[DFRWS USA 2025] SERENA (Systematic Extraction and Reconstruction for ENhanced A2P Message Forensics)
📄 Official repository for our research paper submitted to DFRWS 2025 USA SERENA (Systematic Extraction and Reconstruction for Enhanced A2P Message Forensics) is a forensic tool designed to automate the extraction, classification, and highlighting of structured data from Application-to-Person (A2P) messages. The tool leverages GPT-4o to classify A2P messages and extract key forensic information, enabling investigators to efficiently analyze digital communications.
- Automated Data Processing: Converts emails (.eml), text messages (.xlsx), and chat logs into structured text format.
- A2P vs.
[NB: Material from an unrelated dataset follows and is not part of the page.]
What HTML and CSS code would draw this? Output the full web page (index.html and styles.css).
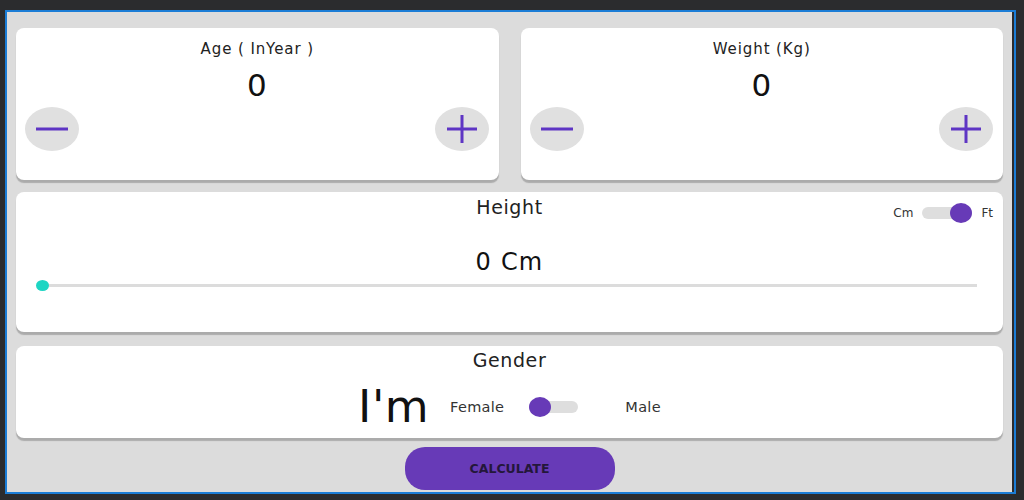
FILE: index.html
```html
<!DOCTYPE html>
<html lang="en">
<head>
<meta charset="utf-8">
<title>BMI Calculator</title>
<link rel="stylesheet" href="styles.css">
</head>
<body>
<div class="frame">
  <div class="top-row">
    <section class="card counter">
      <div class="card-title">Age ( InYear )</div>
      <div class="counter-value">0</div>
      <div class="counter-actions">
        <button class="round-btn" aria-label="Decrease age"><svg width="32" height="4" viewBox="0 0 32 4"><rect x="0" y="0.5" width="32" height="3" fill="#5e35c4"/></svg></button>
        <button class="round-btn" aria-label="Increase age"><svg width="30" height="28" viewBox="0 0 30 28"><rect x="0" y="12.5" width="30" height="3" fill="#5e35c4"/><rect x="13.5" y="0" width="3" height="28" fill="#5e35c4"/></svg></button>
      </div>
    </section>
    <section class="card counter">
      <div class="card-title">Weight (Kg)</div>
      <div class="counter-value">0</div>
      <div class="counter-actions">
        <button class="round-btn" aria-label="Decrease weight"><svg width="32" height="4" viewBox="0 0 32 4"><rect x="0" y="0.5" width="32" height="3" fill="#5e35c4"/></svg></button>
        <button class="round-btn" aria-label="Increase weight"><svg width="30" height="28" viewBox="0 0 30 28"><rect x="0" y="12.5" width="30" height="3" fill="#5e35c4"/><rect x="13.5" y="0" width="3" height="28" fill="#5e35c4"/></svg></button>
      </div>
    </section>
  </div>

  <section class="card height-card">
    <div class="height-head">
      <div class="section-title">Height</div>
      <div class="unit-toggle">
        <span>Cm</span>
        <span class="switch on"><span class="switch-track"></span><span class="switch-thumb"></span></span>
        <span>Ft</span>
      </div>
    </div>
    <div class="height-value">0 Cm</div>
    <div class="slider"><span class="slider-track"></span><span class="slider-thumb"></span></div>
  </section>

  <section class="card gender-card">
    <div class="section-title">Gender</div>
    <div class="gender-row">
      <span class="im">I'm</span>
      <span class="g-label female">Female</span>
      <span class="switch gender-switch"><span class="switch-track"></span><span class="switch-thumb"></span></span>
      <span class="g-label male">Male</span>
    </div>
  </section>

  <button class="calc">CALCULATE</button>
</div>
</body>
</html>
```

FILE: styles.css
```css
html, body {
  margin: 0;
  padding: 0;
}
body {
  background: #2b2c2e;
  width: 1024px;
  height: 500px;
  overflow: hidden;
  font-family: "DejaVu Sans", "Roboto", sans-serif;
  color: #222;
}
.frame {
  box-sizing: border-box;
  width: 1011px;
  height: 484px;
  margin: 10px 0 0 5px;
  border: 2px solid #1b7dd6;
  background: #dcdcdc;
  box-shadow: inset -2px 0 0 #2b2c2e;
  padding: 16px 11px 0 9px;
  display: flex;
  flex-direction: column;
}
.top-row {
  display: grid;
  grid-template-columns: 1fr 1fr;
  column-gap: 22px;
  height: 152px;
}
.card {
  background: #fff;
  border-radius: 8px;
  box-shadow: 0 3px 1px rgba(0, 0, 0, 0.22);
}
.counter {
  padding-top: 13px;
  display: flex;
  flex-direction: column;
}
.card-title {
  font-size: 15px;
  line-height: 16px;
  letter-spacing: 0.9px;
  text-align: center;
  color: #222;
}
.counter-value {
  font-size: 31px;
  line-height: 36px;
  margin-top: 10px;
  letter-spacing: 1px;
  text-align: center;
  color: #111;
}
.counter-actions {
  display: flex;
  justify-content: space-between;
  margin-top: 4px;
  padding: 0 10px 0 9px;
}
.round-btn {
  width: 54px;
  height: 44px;
  border-radius: 50%;
  background: #e0e0e0;
  border: 0;
  padding: 0;
  display: flex;
  align-items: center;
  justify-content: center;
}
.round-btn svg {
  display: block;
}
.height-card {
  margin-top: 12px;
  height: 140px;
  box-sizing: border-box;
  padding-top: 4px;
}
.height-head {
  display: grid;
  grid-template-columns: 1fr auto 1fr;
}
.section-title {
  font-size: 19px;
  line-height: 1.164;
  letter-spacing: 0.6px;
  color: #222;
  text-align: center;
}
.height-head .section-title {
  grid-column: 2;
}
.unit-toggle {
  grid-column: 3;
  justify-self: end;
  align-self: start;
  margin: 7px 10px 0 0;
  display: flex;
  align-items: center;
  gap: 9px;
  font-size: 12px;
  color: #333;
}
.switch {
  position: relative;
  width: 50px;
  height: 20px;
  display: flex;
  align-items: center;
}
.switch-track {
  width: 100%;
  height: 12px;
  border-radius: 6px;
  background: #dedede;
}
.switch-thumb {
  position: absolute;
  top: 0;
  left: 0;
  width: 22px;
  height: 20px;
  border-radius: 50%;
  background: #673ab7;
}
.switch.on .switch-thumb {
  left: auto;
  right: 0;
}
.height-value {
  font-size: 24px;
  line-height: 1.164;
  letter-spacing: 1.2px;
  text-align: center;
  margin-top: 26px;
  color: #111;
}
.slider {
  position: relative;
  height: 11px;
  margin: 3px 26px 0 20px;
  display: flex;
  align-items: center;
}
.slider-track {
  flex: 1;
  height: 3px;
  margin-left: 6px;
  background: #dcdcdc;
}
.slider-thumb {
  position: absolute;
  left: 0;
  top: 0;
  width: 13px;
  height: 11px;
  border-radius: 50%;
  background: #1dd5c3;
}
.gender-card {
  margin-top: 14px;
  height: 92px;
  box-sizing: border-box;
  padding-top: 3px;
}
.gender-row {
  display: flex;
  align-items: center;
  justify-content: center;
  margin-top: 10px;
}
.im {
  font-size: 45px;
  line-height: 52px;
  letter-spacing: 0.5px;
  color: #111;
  margin-right: 21px;
}
.g-label {
  font-size: 14.5px;
  line-height: 1.164;
  letter-spacing: 0.3px;
  color: #333;
}
.gender-switch {
  width: 49px;
  margin: 0 47px 0 25px;
}
.calc {
  margin: 9px auto 0;
  width: 210px;
  height: 43px;
  border-radius: 20px;
  background: #673ab7;
  border: 0;
  padding: 0;
  font-family: "DejaVu Sans", sans-serif;
  font-weight: bold;
  font-size: 12.5px;
  color: #24173a;
}
```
P2P Classification: Identifies and categorizes messages using OpenAI’s GPT-4o.
- Named Entity Recognition: Extracts essential forensic data (e.g., service name, timestamps, payment details).
- GUI-Based Analysis: Provides an interactive interface for forensic investigators.
- Highlighting Feature: Displays extracted keywords directly within the original message.
-
data_preprocessing.py,preprocess.py- Converts emails (.eml), text messages (.xlsx), and chat logs into structured text format.
-
A2P_classifying.py- Classifies messages as A2P (Application-to-Person) or P2P (Person-to-Person) using GPT-4o.
-
named_entity_recognition.py- Extracts structured data such as service name, timestamp, payment amount, etc.
- Normalize values (e.g., datetime - YYYY/MM/DD hh:mm:ss, amount - USD 150, AUD 300)
-
SERENA-GUI.py- Provides a GUI-based interface for forensic investigation.
-
SAMPLE A2P DATASET- Provides real-world A2P messages (emls and chat logs).
- Service names, addresses, numbers, and other identifiable information have been redacted.
-
requirements.txt- Lists required Python dependencies for the project.
-
README.md- This README file containing project details and setup instructions.
To ensure the tool works correctly, the selected folder must contain the following subfolders:
-
📂 emls/ (For processing email data) -
📂 messagingapp/ (For chat and messaging app logs) -
📂 textmessage/ (For SMS and text message logs) -
Once the base folder is selected, the A2P classification and Named Entity Recognition (NER) modules are executed automatically.
-
When the process is completed, the terminal displays the message:
"Processing completed." -
Double-clicking a file in the TreeView will display the message file with highlighted JSON keywords.
-
Selecting "Load JSON Data" allows the user to view Named Entities in a structured Table View.
We assessed our methodology for A2P Message Classification using three categories: ground truth, augmented, and unseen, each with 25 A2P messages and 25 non-A2P messages. For A2P Keyword Extraction, our approach was evaluated on 50 A2P messages, with 10 messages per category (Order, Transaction, Notification, Booking, and Miscellaneous).
- This is sample A2P dataset composed of real-world messages.
- Service names, addresses, numbers, and other identifiable information have been redacted.